== TASK DETAILS ==
Return all the data below as it stands, minus the pictures.
# # # # #
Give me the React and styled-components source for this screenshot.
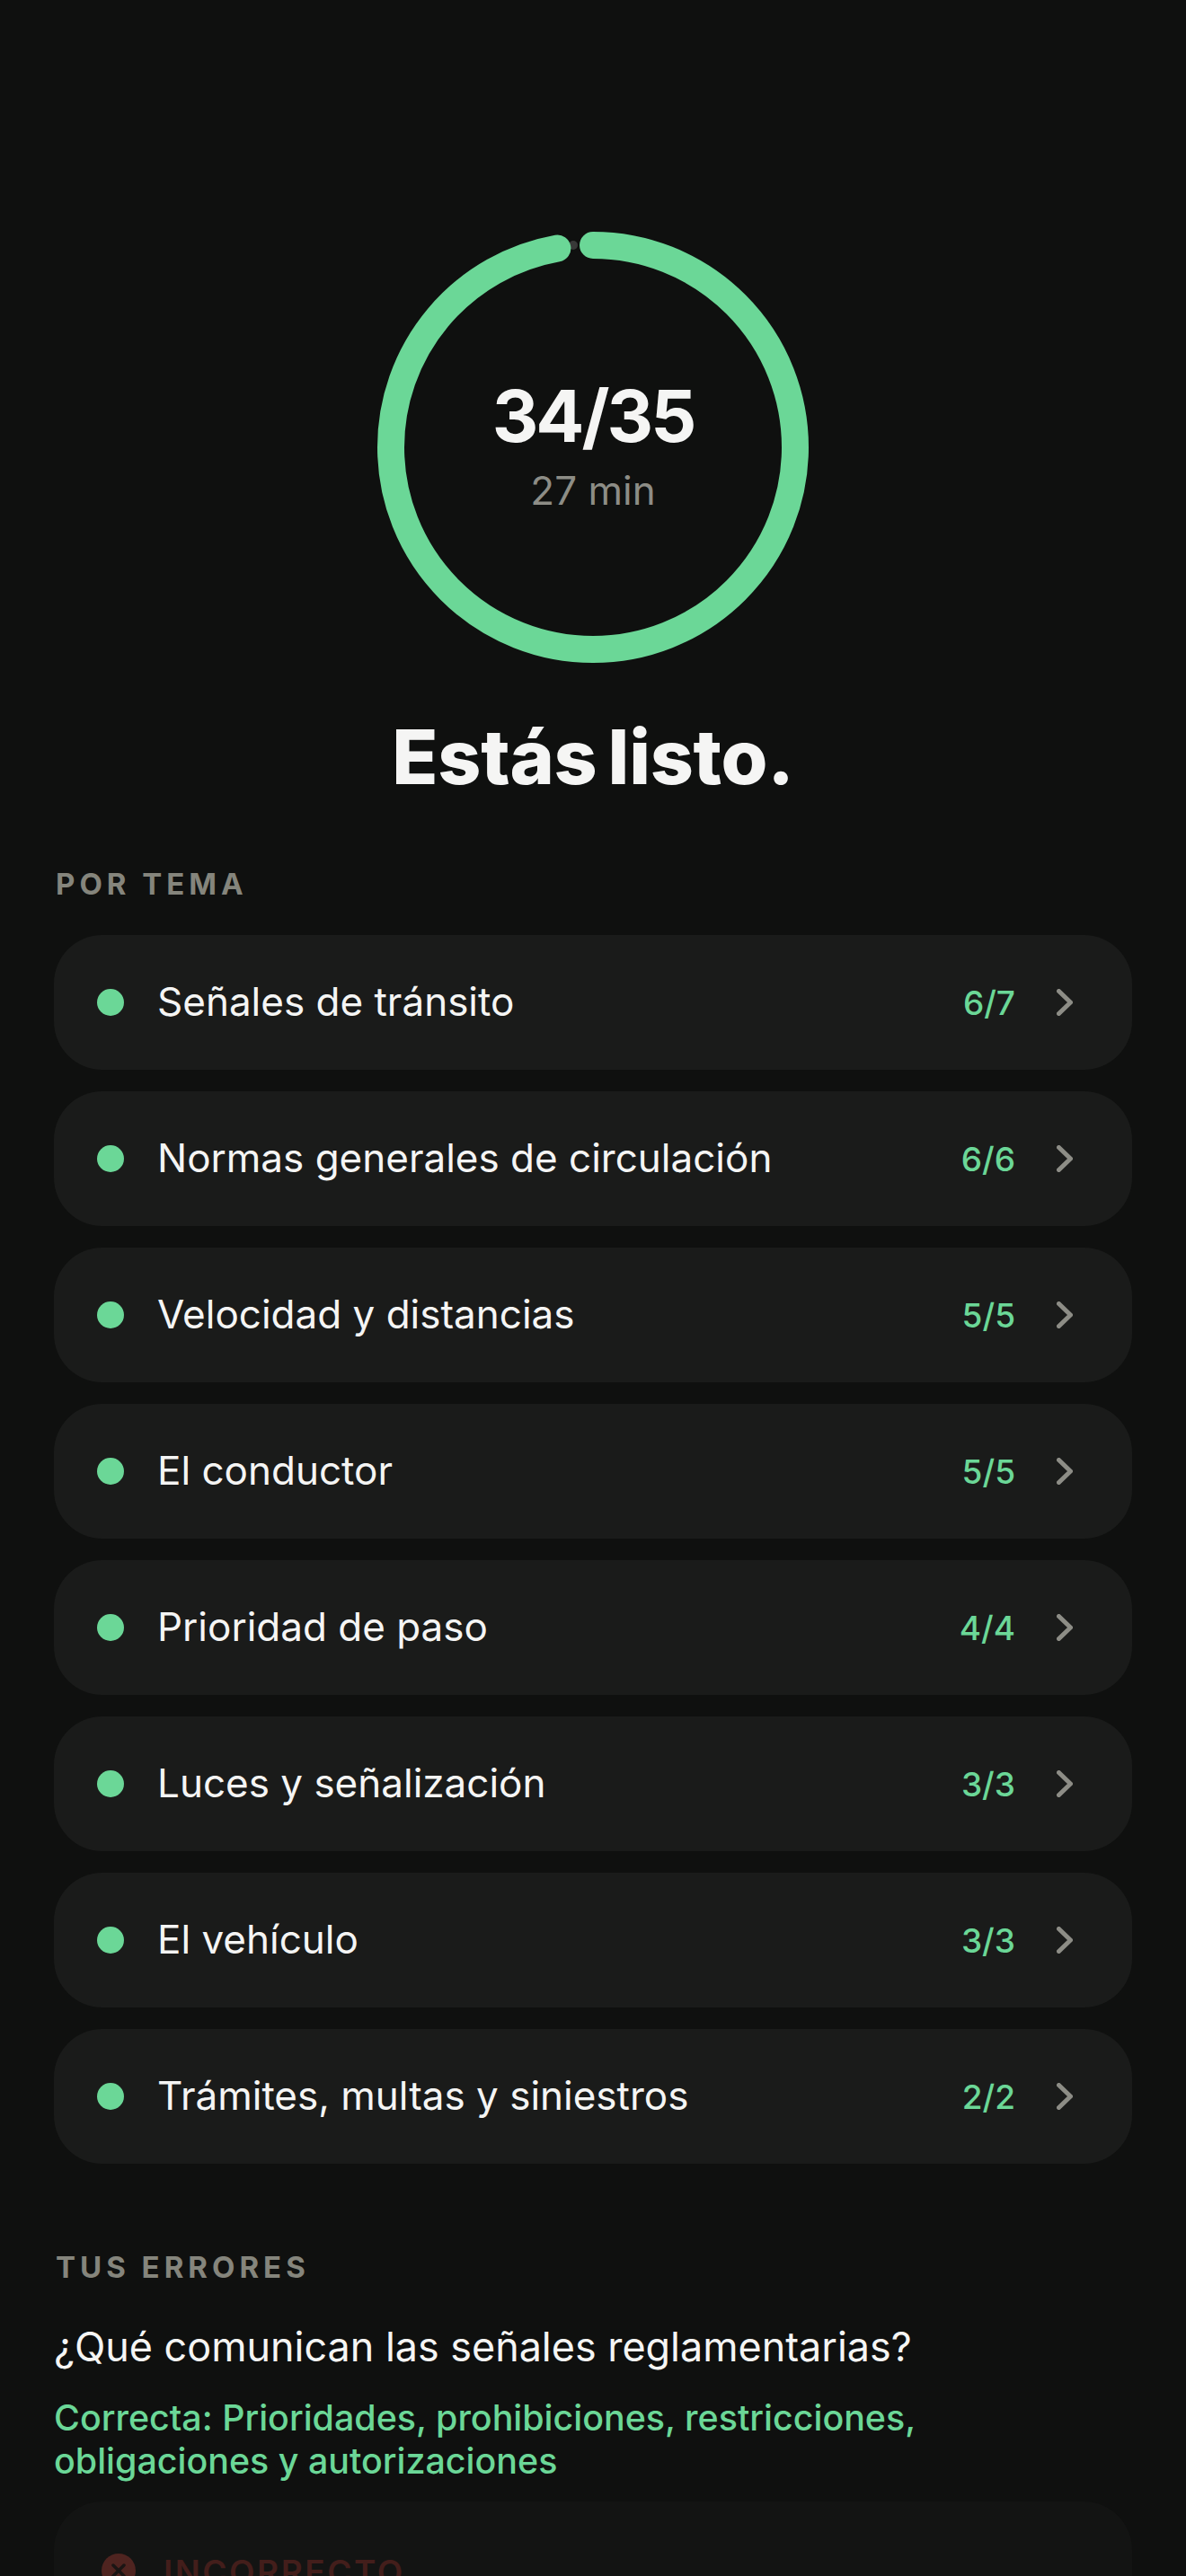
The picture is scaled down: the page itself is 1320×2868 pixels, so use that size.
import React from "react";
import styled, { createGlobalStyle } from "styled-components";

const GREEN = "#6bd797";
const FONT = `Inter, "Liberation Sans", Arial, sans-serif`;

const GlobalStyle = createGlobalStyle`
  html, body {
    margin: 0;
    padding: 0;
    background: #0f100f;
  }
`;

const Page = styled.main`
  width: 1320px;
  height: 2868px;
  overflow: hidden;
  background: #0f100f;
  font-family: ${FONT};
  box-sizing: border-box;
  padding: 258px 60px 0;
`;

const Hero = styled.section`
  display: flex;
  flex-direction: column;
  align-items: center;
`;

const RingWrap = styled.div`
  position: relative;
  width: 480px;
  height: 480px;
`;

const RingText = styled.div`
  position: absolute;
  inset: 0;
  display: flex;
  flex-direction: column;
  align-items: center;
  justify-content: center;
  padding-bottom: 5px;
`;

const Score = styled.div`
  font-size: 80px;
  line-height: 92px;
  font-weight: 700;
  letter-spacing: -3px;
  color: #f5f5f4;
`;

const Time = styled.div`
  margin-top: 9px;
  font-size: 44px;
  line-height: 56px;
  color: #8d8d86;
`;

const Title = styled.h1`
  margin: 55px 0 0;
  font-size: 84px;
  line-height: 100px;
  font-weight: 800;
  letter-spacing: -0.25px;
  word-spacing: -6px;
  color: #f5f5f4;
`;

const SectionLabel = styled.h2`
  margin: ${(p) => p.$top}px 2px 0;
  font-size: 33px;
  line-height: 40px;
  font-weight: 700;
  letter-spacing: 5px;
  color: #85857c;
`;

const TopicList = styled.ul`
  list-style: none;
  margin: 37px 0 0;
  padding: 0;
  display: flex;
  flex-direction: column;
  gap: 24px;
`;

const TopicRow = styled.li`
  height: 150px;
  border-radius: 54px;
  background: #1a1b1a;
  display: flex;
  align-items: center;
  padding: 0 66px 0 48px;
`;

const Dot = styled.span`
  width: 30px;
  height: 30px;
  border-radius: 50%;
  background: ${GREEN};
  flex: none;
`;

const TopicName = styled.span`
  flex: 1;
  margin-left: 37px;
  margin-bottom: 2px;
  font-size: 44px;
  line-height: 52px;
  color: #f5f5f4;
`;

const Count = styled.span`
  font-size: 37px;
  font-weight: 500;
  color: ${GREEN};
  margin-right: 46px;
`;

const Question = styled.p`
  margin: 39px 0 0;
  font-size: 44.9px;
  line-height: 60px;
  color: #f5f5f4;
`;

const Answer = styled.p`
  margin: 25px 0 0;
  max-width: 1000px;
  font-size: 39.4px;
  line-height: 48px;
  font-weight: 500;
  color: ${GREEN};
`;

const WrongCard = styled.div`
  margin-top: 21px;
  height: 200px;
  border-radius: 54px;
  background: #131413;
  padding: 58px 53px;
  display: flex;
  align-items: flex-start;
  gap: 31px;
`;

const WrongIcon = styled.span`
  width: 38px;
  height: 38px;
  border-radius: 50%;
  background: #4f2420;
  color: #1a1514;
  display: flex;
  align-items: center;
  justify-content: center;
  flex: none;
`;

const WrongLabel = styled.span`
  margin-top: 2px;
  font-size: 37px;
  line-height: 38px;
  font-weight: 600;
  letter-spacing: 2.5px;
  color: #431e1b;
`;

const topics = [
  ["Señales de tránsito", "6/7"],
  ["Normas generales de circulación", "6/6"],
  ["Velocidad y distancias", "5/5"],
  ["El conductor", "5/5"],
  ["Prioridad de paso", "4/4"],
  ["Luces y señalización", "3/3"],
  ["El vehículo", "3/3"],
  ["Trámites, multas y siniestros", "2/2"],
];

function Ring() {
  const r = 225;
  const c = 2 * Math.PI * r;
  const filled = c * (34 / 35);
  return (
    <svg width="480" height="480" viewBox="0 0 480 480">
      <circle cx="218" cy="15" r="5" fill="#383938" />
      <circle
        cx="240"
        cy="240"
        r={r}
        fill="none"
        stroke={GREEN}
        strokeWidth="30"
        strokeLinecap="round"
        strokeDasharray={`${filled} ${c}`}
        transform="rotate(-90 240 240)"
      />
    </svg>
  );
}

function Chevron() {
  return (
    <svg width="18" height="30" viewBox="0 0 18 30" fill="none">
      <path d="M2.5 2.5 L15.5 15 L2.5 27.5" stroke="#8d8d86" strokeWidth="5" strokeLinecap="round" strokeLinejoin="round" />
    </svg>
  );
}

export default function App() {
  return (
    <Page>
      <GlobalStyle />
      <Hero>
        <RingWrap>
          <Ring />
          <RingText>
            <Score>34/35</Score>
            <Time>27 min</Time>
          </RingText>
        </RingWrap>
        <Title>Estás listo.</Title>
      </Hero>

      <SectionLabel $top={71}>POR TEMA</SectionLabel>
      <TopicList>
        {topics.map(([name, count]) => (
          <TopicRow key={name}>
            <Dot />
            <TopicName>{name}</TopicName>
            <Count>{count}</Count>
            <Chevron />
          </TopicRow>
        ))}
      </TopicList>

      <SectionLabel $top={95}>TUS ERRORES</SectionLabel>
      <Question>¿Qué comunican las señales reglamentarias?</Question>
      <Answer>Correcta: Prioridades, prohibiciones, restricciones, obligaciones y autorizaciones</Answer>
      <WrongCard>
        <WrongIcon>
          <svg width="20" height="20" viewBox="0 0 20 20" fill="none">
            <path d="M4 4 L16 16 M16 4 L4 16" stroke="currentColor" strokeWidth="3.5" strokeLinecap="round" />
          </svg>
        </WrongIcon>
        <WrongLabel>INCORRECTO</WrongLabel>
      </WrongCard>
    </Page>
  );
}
# # # # #
== COMPLETE OUTPUT ==
Give me the React and styled-components source for this screenshot.
The picture is scaled down: the page itself is 1320×2868 pixels, so use that size.
import React from "react";
import styled, { createGlobalStyle } from "styled-components";

const GREEN = "#6bd797";
const FONT = `Inter, "Liberation Sans", Arial, sans-serif`;

const GlobalStyle = createGlobalStyle`
  html, body {
    margin: 0;
    padding: 0;
    background: #0f100f;
  }
`;

const Page = styled.main`
  width: 1320px;
  height: 2868px;
  overflow: hidden;
  background: #0f100f;
  font-family: ${FONT};
  box-sizing: border-box;
  padding: 258px 60px 0;
`;

const Hero = styled.section`
  display: flex;
  flex-direction: column;
  align-items: center;
`;

const RingWrap = styled.div`
  position: relative;
  width: 480px;
  height: 480px;
`;

const RingText = styled.div`
  position: absolute;
  inset: 0;
  display: flex;
  flex-direction: column;
  align-items: center;
  justify-content: center;
  padding-bottom: 5px;
`;

const Score = styled.div`
  font-size: 80px;
  line-height: 92px;
  font-weight: 700;
  letter-spacing: -3px;
  color: #f5f5f4;
`;

const Time = styled.div`
  margin-top: 9px;
  font-size: 44px;
  line-height: 56px;
  color: #8d8d86;
`;

const Title = styled.h1`
  margin: 55px 0 0;
  font-size: 84px;
  line-height: 100px;
  font-weight: 800;
  letter-spacing: -0.25px;
  word-spacing: -6px;
  color: #f5f5f4;
`;

const SectionLabel = styled.h2`
  margin: ${(p) => p.$top}px 2px 0;
  font-size: 33px;
  line-height: 40px;
  font-weight: 700;
  letter-spacing: 5px;
  color: #85857c;
`;

const TopicList = styled.ul`
  list-style: none;
  margin: 37px 0 0;
  padding: 0;
  display: flex;
  flex-direction: column;
  gap: 24px;
`;

const TopicRow = styled.li`
  height: 150px;
  border-radius: 54px;
  background: #1a1b1a;
  display: flex;
  align-items: center;
  padding: 0 66px 0 48px;
`;

const Dot = styled.span`
  width: 30px;
  height: 30px;
  border-radius: 50%;
  background: ${GREEN};
  flex: none;
`;

const TopicName = styled.span`
  flex: 1;
  margin-left: 37px;
  margin-bottom: 2px;
  font-size: 44px;
  line-height: 52px;
  color: #f5f5f4;
`;

const Count = styled.span`
  font-size: 37px;
  font-weight: 500;
  color: ${GREEN};
  margin-right: 46px;
`;

const Question = styled.p`
  margin: 39px 0 0;
  font-size: 44.9px;
  line-height: 60px;
  color: #f5f5f4;
`;

const Answer = styled.p`
  margin: 25px 0 0;
  max-width: 1000px;
  font-size: 39.4px;
  line-height: 48px;
  font-weight: 500;
  color: ${GREEN};
`;

const WrongCard = styled.div`
  margin-top: 21px;
  height: 200px;
  border-radius: 54px;
  background: #131413;
  padding: 58px 53px;
  display: flex;
  align-items: flex-start;
  gap: 31px;
`;

const WrongIcon = styled.span`
  width: 38px;
  height: 38px;
  border-radius: 50%;
  background: #4f2420;
  color: #1a1514;
  display: flex;
  align-items: center;
  justify-content: center;
  flex: none;
`;

const WrongLabel = styled.span`
  margin-top: 2px;
  font-size: 37px;
  line-height: 38px;
  font-weight: 600;
  letter-spacing: 2.5px;
  color: #431e1b;
`;

const topics = [
  ["Señales de tránsito", "6/7"],
  ["Normas generales de circulación", "6/6"],
  ["Velocidad y distancias", "5/5"],
  ["El conductor", "5/5"],
  ["Prioridad de paso", "4/4"],
  ["Luces y señalización", "3/3"],
  ["El vehículo", "3/3"],
  ["Trámites, multas y siniestros", "2/2"],
];

function Ring() {
  const r = 225;
  const c = 2 * Math.PI * r;
  const filled = c * (34 / 35);
  return (
    <svg width="480" height="480" viewBox="0 0 480 480">
      <circle cx="218" cy="15" r="5" fill="#383938" />
      <circle
        cx="240"
        cy="240"
        r={r}
        fill="none"
        stroke={GREEN}
        strokeWidth="30"
        strokeLinecap="round"
        strokeDasharray={`${filled} ${c}`}
        transform="rotate(-90 240 240)"
      />
    </svg>
  );
}

function Chevron() {
  return (
    <svg width="18" height="30" viewBox="0 0 18 30" fill="none">
      <path d="M2.5 2.5 L15.5 15 L2.5 27.5" stroke="#8d8d86" strokeWidth="5" strokeLinecap="round" strokeLinejoin="round" />
    </svg>
  );
}

export default function App() {
  return (
    <Page>
      <GlobalStyle />
      <Hero>
        <RingWrap>
          <Ring />
          <RingText>
            <Score>34/35</Score>
            <Time>27 min</Time>
          </RingText>
        </RingWrap>
        <Title>Estás listo.</Title>
      </Hero>

      <SectionLabel $top={71}>POR TEMA</SectionLabel>
      <TopicList>
        {topics.map(([name, count]) => (
          <TopicRow key={name}>
            <Dot />
            <TopicName>{name}</TopicName>
            <Count>{count}</Count>
            <Chevron />
          </TopicRow>
        ))}
      </TopicList>

      <SectionLabel $top={95}>TUS ERRORES</SectionLabel>
      <Question>¿Qué comunican las señales reglamentarias?</Question>
      <Answer>Correcta: Prioridades, prohibiciones, restricciones, obligaciones y autorizaciones</Answer>
      <WrongCard>
        <WrongIcon>
          <svg width="20" height="20" viewBox="0 0 20 20" fill="none">
            <path d="M4 4 L16 16 M16 4 L4 16" stroke="currentColor" strokeWidth="3.5" strokeLinecap="round" />
          </svg>
        </WrongIcon>
        <WrongLabel>INCORRECTO</WrongLabel>
      </WrongCard>
    </Page>
  );
}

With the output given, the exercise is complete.